Monday, April 22, 2013

Prorogation: digging deeper into the leadmine

Professor Radha Persaud, who teaches public law and public policy, examines a bill in the Ontario legislature that would restrain first ministers' use of prorogation.  He is not keen on it, or on any new process for prorogation.

In place of legislative change, he offers what seems to be doctrine among our constitutional scholars. What we need, he argues, is for premiers and prime ministers to play nice. Leaders should practise "restraint" and then all will be well.
Parliamentary tradition suggests that responsibility for the legitimate use of prorogation lies with the premier who is responsible and accountable to the people. ...In my opinion, it was incumbent on the premier to be more responsible and accountable to the people of Ontario for his decision — not the lieutenant-governor. Meaningful civic engagement by our elected leaders is imperative for good government under the rule of law.
Shouldn't some responsible scholar point out that this is, well, INSANE?

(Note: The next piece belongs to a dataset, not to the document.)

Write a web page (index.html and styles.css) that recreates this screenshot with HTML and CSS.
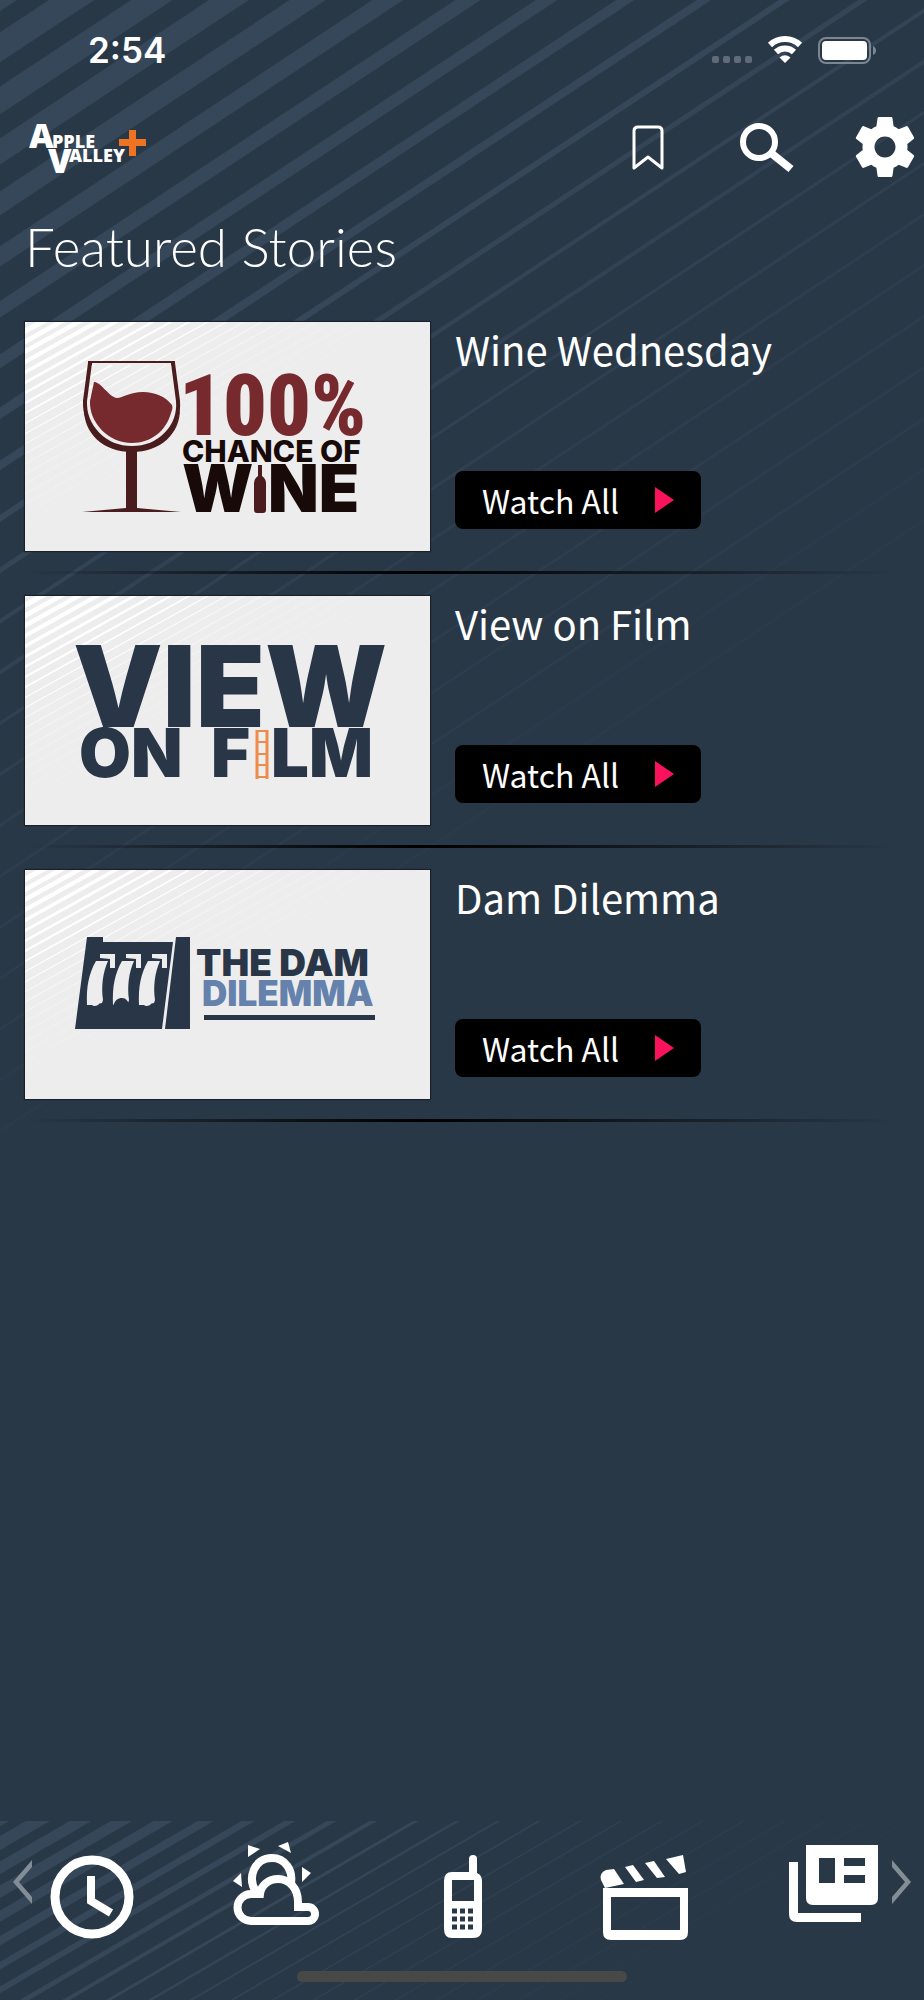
FILE: index.html
```
<!DOCTYPE html>
<html lang="en">
<head>
  <meta charset="utf-8">
  <meta name="viewport" content="width=device-width, initial-scale=1">
  <title>Apple Valley+</title>
  <link rel="stylesheet" href="styles.css">
</head>
<body>
  <!-- shared stripe artwork -->
  <svg class="defs" aria-hidden="true">
    <defs>
      <g id="stripes" fill="none" stroke="currentColor">
        <path stroke-width="25" d="M-60 36L1940-1286" />
        <path stroke-width="25" d="M-60 87L1940-1235" />
        <path stroke-width="23" d="M-60 140L1940-1182" />
        <path stroke-width="22" d="M-60 191L1940-1131" />
        <path stroke-width="20" d="M-60 243L1940-1079" />
        <path stroke-width="17" d="M-60 296L1940-1026" />
        <path stroke-width="14" d="M-60 349L1940-973" />
        <path stroke-width="12" d="M-60 401L1940-921" />
        <path stroke-width="10" d="M-60 453L1940-869" />
        <path stroke-width="8" d="M-60 505L1940-817" />
        <path stroke-width="6" d="M-60 558L1940-764" />
        <path stroke-width="5" d="M-60 610L1940-712" opacity=".9" />
        <path stroke-width="4" d="M-60 661L1940-661" opacity=".8" />
        <path stroke-width="4" d="M-60 712L1940-610" opacity=".7" />
        <path stroke-width="3" d="M-60 763L1940-559" opacity=".65" />
        <path stroke-width="3" d="M-60 814L1940-508" opacity=".55" />
        <path stroke-width="3" d="M-60 865L1940-457" opacity=".45" />
        <path stroke-width="3" d="M-60 916L1940-406" opacity=".4" />
        <path stroke-width="3" d="M-60 967L1940-355" opacity=".35" />
        <path stroke-width="3" d="M-60 1018L1940-304" opacity=".3" />
        <path stroke-width="3" d="M-60 1069L1940-253" opacity=".25" />
        <path stroke-width="3" d="M-60 1120L1940-202" opacity=".2" />
        <path stroke-width="3" d="M-60 1171L1940-151" opacity=".15" />
      </g>
    </defs>
  </svg>

  <div class="app">
    <svg class="backdrop" viewBox="0 0 924 1200" aria-hidden="true"><use href="#stripes" /></svg>

    <div class="status">
      <span class="time">2:54</span>
      <svg width="166" height="28" viewBox="0 0 166 28" aria-hidden="true">
        <g fill="#5f6b78">
          <rect x="0" y="20" width="7" height="7" rx="2" />
          <rect x="11" y="20" width="7" height="7" rx="2" />
          <rect x="22" y="20" width="7" height="7" rx="2" />
          <rect x="33" y="20" width="7" height="7" rx="2" />
        </g>
        <g fill="none" stroke="#fff" stroke-width="6">
          <path d="M58 9a22 22 0 0 1 30 0" />
          <path d="M64 16a13 13 0 0 1 18 0" />
        </g>
        <path fill="#fff" d="M67.500 21.500q5.500-4.500 11 0L73 27z" />
        <rect x="107" y="2" width="51" height="25" rx="7" fill="none" stroke="#7c8692" stroke-width="2" />
        <rect x="110" y="5" width="45" height="19" rx="4" fill="#fff" />
        <path fill="#7c8692" d="M161 10q3 1.500 3 4.500t-3 4.500z" />
      </svg>
    </div>

    <header class="topbar">
      <a class="logo" href="#" aria-label="Apple Valley Plus">
        <svg width="120" height="74" viewBox="0 -8 120 74">
          <g fill="#fff">
            <text class="logo-big" x="1" y="30">A</text>
            <text class="logo-small" x="24" y="30">PPLE</text>
            <text class="logo-big" x="20" y="55">V</text>
            <text class="logo-small" x="41" y="44">ALLEY</text>
          </g>
          <path fill="#ee7423" d="M101 12h7v9h10v7h-10v10h-7V28H91v-7h10z" />
        </svg>
      </a>
      <nav class="tools">
        <button type="button" aria-label="Bookmarks">
          <svg width="72" height="72" viewBox="0 0 72 72">
            <path d="M21 57V20q0-4 4-4h20q4 0 4 4v37L35 46z" fill="none" stroke="#fff" stroke-width="3" stroke-linejoin="round" />
          </svg>
        </button>
        <button type="button" aria-label="Search">
          <svg width="72" height="72" viewBox="0 0 72 72" fill="none" stroke="#fff">
            <circle cx="28" cy="31" r="16" stroke-width="6" />
            <path d="M40 42l20 16" stroke-width="8" />
          </svg>
        </button>
        <button type="button" aria-label="Settings">
          <svg width="72" height="72" viewBox="0 0 24 24" fill="#fff">
            <path d="M19.430 12.980c.04-.32.07-.64.07-.98s-.03-.66-.07-.98l2.110-1.650c.19-.15.24-.42.12-.64l-2-3.460c-.12-.22-.39-.3-.61-.22l-2.490 1c-.52-.4-1.080-.73-1.690-.98l-.38-2.650C14.460 2.180 14.250 2 14 2h-4c-.25 0-.46.18-.49.42l-.38 2.650c-.61.25-1.170.59-1.690.98l-2.490-1c-.23-.09-.49 0-.61.22l-2 3.460c-.13.22-.07.49.12.64l2.110 1.650c-.04.32-.07.65-.07.98s.03.66.07.98l-2.110 1.650c-.19.15-.24.42-.12.64l2 3.460c.12.22.39.3.61.22l2.490-1c.52.4 1.080.73 1.690.98l.38 2.650c.03.24.24.42.49.42h4c.25 0 .46-.18.49-.42l.38-2.650c.61-.25 1.170-.59 1.690-.98l2.490 1c.23.09.49 0 .61-.22l2-3.460c.12-.22.07-.49-.12-.64l-2.110-1.650zM12 15.500c-1.930 0-3.500-1.570-3.500-3.500s1.570-3.500 3.500-3.500 3.500 1.570 3.500 3.500-1.570 3.500-3.500 3.500z" />
          </svg>
        </button>
      </nav>
    </header>

    <main>
      <h1>Featured Stories</h1>

      <article class="story">
        <svg class="thumb" viewBox="0 0 405 229" role="img" aria-label="100% Chance of Wine">
          <rect width="405" height="229" fill="#ededed" />
          <svg class="thumb-stripes" width="405" height="229" viewBox="0 0 1738 1168" preserveAspectRatio="none"><use href="#stripes" /></svg>
          <path d="M65 41h83l5 38c2 25-18 47-46 47S59 104 60 79z" fill="none" stroke="#4b1c1e" stroke-width="4" />
          <path d="M67 42h79" stroke="#ededed" stroke-width="2" />
          <path d="M63 40h87" stroke="#4b1c1e" stroke-width="2" />
          <path d="M59 85c2 24 21 41 48 41s46-17 48-41c1 27-20 45-48 45S58 112 59 85z" fill="#4b1c1e" />
          <path d="M69 60c6-1 15 15 23 16 6 0 12-6 26-6 12 0 23 5 29 13 1 3 0 5-1 8-5 18-20 30-39 30-24 0-43-21-42-42z" fill="#772a2d" />
          <path d="M101 128h11v58l44 4H57l44-4z" fill="#4b1c1e" />
          <text class="wine-hundred" x="154" y="113">100%</text>
          <g fill="#190a0a">
            <text class="wine-chance" x="157" y="140">CHANCE OF</text>
            <text class="wine-word" x="157" y="190">W</text>
            <text class="wine-word" x="243" y="190">NE</text>
          </g>
          <path d="M233 143h4v11q4 3 4 7v27q0 3-3 3h-6q-3 0-3-3v-27q0-4 4-7z" fill="#4b1c1e" />
        </svg>
        <div class="story-info">
          <h2>Wine Wednesday</h2>
          <button type="button" class="watch">Watch All <span class="play"></span></button>
        </div>
      </article>

      <article class="story">
        <svg class="thumb" viewBox="0 0 405 229" role="img" aria-label="View on Film">
          <rect width="405" height="229" fill="#ededed" />
          <svg class="thumb-stripes" width="405" height="229" viewBox="0 0 1738 1168" preserveAspectRatio="none"><use href="#stripes" /></svg>
          <g fill="#283648">
            <text class="film-view" x="48" y="131">VIEW</text>
            <text class="film-word" x="54" y="181">ON</text>
            <text class="film-word" x="186" y="181">F</text>
            <text class="film-word" x="246" y="181">LM</text>
          </g>
          <g fill="none" stroke="#ef8c4b">
            <path stroke-width="3" d="M232 134v49M242 134v49" />
            <path stroke-width="2" d="M232 135h10M232 146h10M232 158h10M232 169h10M232 181h10" />
          </g>
        </svg>
        <div class="story-info">
          <h2>View on Film</h2>
          <button type="button" class="watch">Watch All <span class="play"></span></button>
        </div>
      </article>

      <article class="story">
        <svg class="thumb" viewBox="0 0 405 229" role="img" aria-label="The Dam Dilemma">
          <rect width="405" height="229" fill="#ededed" />
          <svg class="thumb-stripes" width="405" height="229" viewBox="0 0 1738 1168" preserveAspectRatio="none"><use href="#stripes" /></svg>
          <path fill="#283648" d="M62 67h16v5h70l-11 87H50zM151 67h14v92h-25z" />
          <g id="gate" fill="#ededed">
            <path d="M71 91h12c-5 11-7 25-5 39l-1 3q-3 0-4 2-4 2-6 0l-5 0c-1-18 2-32 9-44z" />
            <path d="M75 84h15v14h-5V89l-10-1z" />
          </g>
          <use href="#gate" x="26" />
          <use href="#gate" x="52" />
          <path fill="#283648" d="M88 136c2-6 5-8 9-8s6 3 8 8z" />
          <text class="dam-title" x="171" y="106" fill="#283648">THE DAM</text>
          <text class="dam-text" x="177" y="136" fill="#6482ac">DILEMMA</text>
          <rect x="179" y="145" width="171" height="5" fill="#283648" />
        </svg>
        <div class="story-info">
          <h2>Dam Dilemma</h2>
          <button type="button" class="watch">Watch All <span class="play"></span></button>
        </div>
      </article>
    </main>

    <footer class="dock">
      <svg class="dock-stripes" viewBox="0 0 1743 383" preserveAspectRatio="none" aria-hidden="true"><use href="#stripes" /></svg>
      <nav class="dock-nav">
        <a href="#" aria-label="Recent">
          <svg width="100" height="104" viewBox="0 0 100 104" fill="none" stroke="#fff" stroke-width="9">
            <circle cx="50" cy="57" r="37" />
            <path d="M49 36v25l20 12" stroke-width="8" />
          </svg>
        </a>
        <a href="#" aria-label="Weather">
          <svg width="100" height="104" viewBox="0 0 100 104">
            <g fill="none" stroke="#fff" stroke-width="8">
              <path d="M29 52C20 38 27 18 45 18c13 0 21 12 19 25" />
              <path d="M24 81a13 13 0 0 1 0-27h9c1-9 9-15 18-15 11 0 20 9 20 23v5h10a7 7 0 0 1 0 14z" />
            </g>
            <path fill="#fff" d="M21 5l12 4-12 8zM51 6l10-4 3 11zM75 27l9 6-9 9zM6 41l8-8 1 14z" />
          </svg>
        </a>
        <a href="#" aria-label="Call">
          <svg width="100" height="104" viewBox="0 0 100 104">
            <path fill="#fff" fill-rule="evenodd" d="M40 32h17V19q0-4 4-4t4 4v14q5 2 5 8v48q0 9-9 9H40q-8 0-8-9V41q0-9 8-9zM40 40v21h22V40z" />
            <path stroke="#293847" stroke-width="5" stroke-dasharray="5 3" d="M40 71h22M40 79h22M40 87h22" />
          </svg>
        </a>
        <a href="#" aria-label="Videos">
          <svg width="100" height="104" viewBox="0 0 100 104" fill="#fff">
            <path fill-rule="evenodd" d="M6 48h85v44q0 8-8 8H14q-8 0-8-8zM14 57v33h69V57z" />
            <path d="M8 48l-4-8q-2-7 5-10l8-1 10 15zM28 27l8-2 11 15-8 2zM48 23l9-2 11 16-8 1zM69 19l17-4 3 17-7 2z" />
          </svg>
        </a>
        <a href="#" aria-label="News">
          <svg width="100" height="104" viewBox="0 0 100 104" fill="#fff">
            <path fill-rule="evenodd" d="M24 5h72v53q0 7-7 7H31q-7 0-7-7zM37 18v25h16V18zM62 18v8h21v-8zM62 35v8h21v-8z" />
            <path d="M7 22h9v51h63v9H15q-8 0-8-8z" />
          </svg>
        </a>
      </nav>
      <button type="button" class="arrow arrow-left" aria-label="Previous">
        <svg width="20" height="44" viewBox="0 0 20 44"><path d="M19 0v7L6 22l13 15v7L0 22z" fill="#838d96" /></svg>
      </button>
      <button type="button" class="arrow arrow-right" aria-label="Next">
        <svg width="20" height="44" viewBox="0 0 20 44"><path d="M1 0v7l13 15L1 37v7l19-22z" fill="#838d96" /></svg>
      </button>
      <div class="home-bar"></div>
    </footer>
  </div>
</body>
</html>
```
FILE: styles.css
```
* {
  box-sizing: border-box;
}
body {
  margin: 0;
  background-color: #293847;
  color: white;
  font-family: "Noto Sans CJK SC", "Noto Sans", sans-serif;
}
button {
  padding: 0;
  border: 0;
  background: none;
  color: inherit;
  font: inherit;
  cursor: pointer;
}
svg {
  display: block;
}
.defs {
  position: absolute;
  width: 0;
  height: 0;
}
.app {
  position: relative;
  display: flex;
  flex-direction: column;
  min-height: 100vh;
  overflow: hidden;
}
.backdrop {
  position: absolute;
  top: 0;
  left: 0;
  z-index: -1;
  width: 100%;
  color: #36475a;
}

/* status bar */
.status {
  display: flex;
  justify-content: space-between;
  align-items: center;
  height: 100px;
  padding: 0 46px 0 88px;
}
.time {
  font: 600 35px/40px Inter, sans-serif;
}

/* header */
.topbar {
  display: flex;
  justify-content: space-between;
  align-items: center;
  height: 94px;
  padding: 0 3px 0 28px;
}
.tools {
  display: flex;
  gap: 46px;
}
.logo-big,
.logo-small {
  font-family: "Open Sans", sans-serif;
  font-weight: 800;
  font-size: 34px;
}
.logo-small {
  font-size: 18px;
}

/* stories */
main {
  padding: 0 25px;
}
h1 {
  margin: 16px 0 38px;
  font: 300 53px/74px Lato, sans-serif;
}
.story {
  display: flex;
  gap: 25px;
  padding-bottom: 20px;
  margin-bottom: 22px;
  border-bottom: 3px solid;
  border-image: linear-gradient(to right, transparent, black 45%, transparent) 1;
}
.thumb {
  flex: none;
  width: 405px;
  max-width: 50%;
  box-shadow: 0 0 1px 1px #18202a;
}
.thumb-stripes {
  color: white;
}
.story-info {
  display: flex;
  flex-direction: column;
  justify-content: space-between;
  align-items: flex-start;
  padding-bottom: 22px;
}
h2 {
  margin: 0;
  font-size: 40px;
  font-weight: 400;
  line-height: 54px;
}
.watch {
  display: flex;
  align-items: center;
  justify-content: space-between;
  width: 246px;
  height: 58px;
  padding: 0 27px;
  border-radius: 8px;
  background-color: black;
  font-size: 32px;
}
.play {
  border-left: 19px solid #f9125c;
  border-top: 13px solid transparent;
  border-bottom: 13px solid transparent;
}

/* thumbnail lettering */
.wine-hundred {
  fill: #772a2d;
  font: 900 86px "Roboto Condensed", Roboto, sans-serif;
}
.wine-chance,
.wine-word,
.film-view,
.film-word,
.dam-title,
.dam-text {
  font-family: Inter, sans-serif;
  font-weight: 900;
}
.wine-chance {
  font-size: 30px;
  font-weight: 800;
}
.wine-word {
  font-size: 66px;
}
.film-view {
  font-size: 113px;
}
.film-word {
  font-size: 67px;
}
.dam-title {
  font-size: 37px;
}
.dam-text {
  font-size: 35px;
}

/* bottom dock */
.dock {
  position: relative;
  height: 179px;
  margin-top: auto;
  padding-top: 19px;
}
.dock-stripes {
  position: absolute;
  top: 0;
  left: 0;
  z-index: -1;
  width: 100%;
  height: 100%;
  color: #36475a;
}
.dock-nav {
  display: grid;
  grid-template-columns: repeat(5, 1fr);
  justify-items: center;
}
.arrow {
  position: absolute;
  top: 39px;
}
.arrow-left {
  left: 13px;
}
.arrow-right {
  right: 13px;
}
.home-bar {
  width: 330px;
  height: 11px;
  margin: 27px auto 0;
  border-radius: 6px;
  background-color: #484848;
}
```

A system of government that depends on the self-restraint of the executive is, not to put too fine a point on it, no system of government at all.  Surely it is not hard to see that the rule of law ceases to exist if the only law that constrains the executive is its own sense of "meaningful civic engagement."

This idea that parliamentary democracy is based on the sweet, self-effacing, reasonableness of the boss seems to be assuming the status of a convention among our scholars. Two Three years ago this was the argument of 200 political scientists faced with Mr Harper's early 2010 prorogation. And today the often wise Parliamentum blog endorses Professor Persaud's vision of parliamentary leaders having no accountability beyond self-restraint.

Professor Persaud repeatedly declares that the premier is accountable to "the people."  But before that he is accountable to the legislature. What restrains an executive is what the legislature will tolerate. In functioning parliamentary systems, backbenchers on both sides of the aisle have an interest in having the legislature in session, because only when it is sitting do the leaders have much need of them. So in parliaments where the tradition of the accountability of leaders to caucuses survives, a leader who does away with the legislature knows he will face the displeasure of both his own backbenchers and the united opposition -- and is restrained. In Canada, where we have de facto abolished the accountability to leaders to caucuses, that restraint is no longer available.

But the political scientists who seem eager to make it a rule that there is no accountability to parliament at all, only the sense of self-restraint a leader may possess,...  well, they are not making things better.